之前在桉发现场就留了伍林的手机号,是他打过来。虎平涛接起,刚说了几句,脸上神情微微一变。
因为这边还在审讯,于是他长话短说,很快将电话挂断。
放下手机,虎平涛注视着刘香,神情变得严肃起来:“刚才医院打电话过来,你那几刀捅得很深,伤到了他的内脏,抢救无效,陈铭已经死了。”…
刘香显然早已料到是这样的结果,他毫不惊慌,反倒深深吸了口气,甚至有种如释重负的感觉:“死了好……他死了最好。如果重伤才麻烦,说不定我还得一辈子养着他。”
闻言,正在笔录的邢乐不禁抬起头,面露古怪的神情。
虎平涛也一样,对刘香的话感到诧异:“怎么,你是故意的?”
刘香沉默了几秒钟,抬起头,眼里有几分决然:“警官,我还是从头说起吧!”
虎平涛点点头:“行,你说吧!我听着呢!”
刘香道:“我不是本地人,我是鸿合州那边的。五岁那年,我在山里放羊,从山上落进沟里,当时左腿骨折,当时家里没重视,随便找个了赤脚医生抓了点儿药,从那以后就没恢复好,落下了残疾,走路倒也可以,就是一瘸一瘸的。”
“因为这个毛病,我在人前总觉得抬不起头。后来跟着朋友来城里打工,虽然我吃苦耐劳,可毕竟文化程度低,找不到太好的工作。”
“后来我攒了些钱,又跟家里要了一些,租了店面,开了这个彩票站。”
“当时开店的时候我就仔细想过,主要是我没法长时间站着,所以只能干这种坐着的活儿。只要大伙儿愿意找我买,我就笑着对人家。和气生财嘛,老话都是这么说的。”
“陈铭住在附近,听说他们家以前就是跃马寺村子里的。陈铭家是第一批拆迁户,那时候他已经从家里分出来,单独过日子。当时拆迁的人都不太愿意要房子,选择要钱。陈铭也一样,据说他分了五十多万,是真正的有钱人。”
“跃马寺村里的拆迁户有两种,一种是很会过日子,当时拿了钱就买房,现在钱也有房也有;另一种是当时拿了钱就到处挥霍,现在钱花光了,到处打零工的。陈铭属于后者,听说他当时拿了差钱补偿款,没想过要结婚,反倒是花天酒地在外面找女人,没过几年钱就没了,他只能在附近租了一间小房子,平时跟几个朋友约着喝酒,经常来我店里买彩票,整天想着发财。”

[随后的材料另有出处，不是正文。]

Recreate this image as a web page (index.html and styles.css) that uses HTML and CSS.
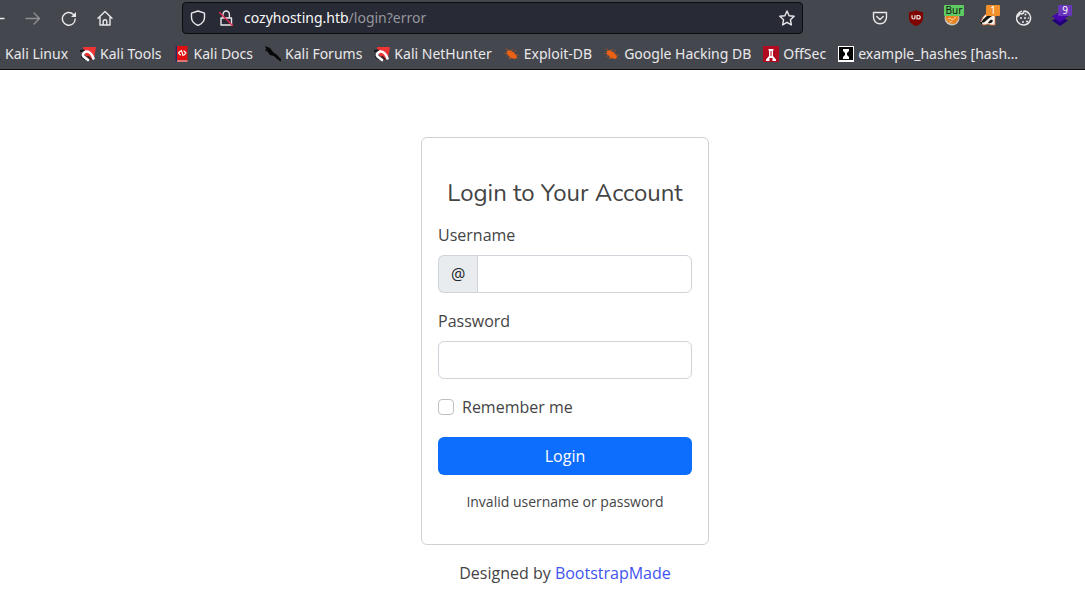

“陈铭这个人很坏,真正是坏透顶。他都快五十岁的人了,又是个老光棍,平时喜欢喝酒,喝了以后就惹是生非。周围的人都躲着他。我也想躲,可我必须开店,没办法啊!”
听到这里,虎平涛问:“陈铭跟你到底有什么矛盾?你说具体点儿。”
刘香回答:“他喝了酒就乱发脾气,见谁骂谁,哪怕街上走过来不认识的人他也要骂。还骂天骂地骂政府,说当年拆迁有黑幕,给分的钱没给他,才几十万就把他随便打发了。”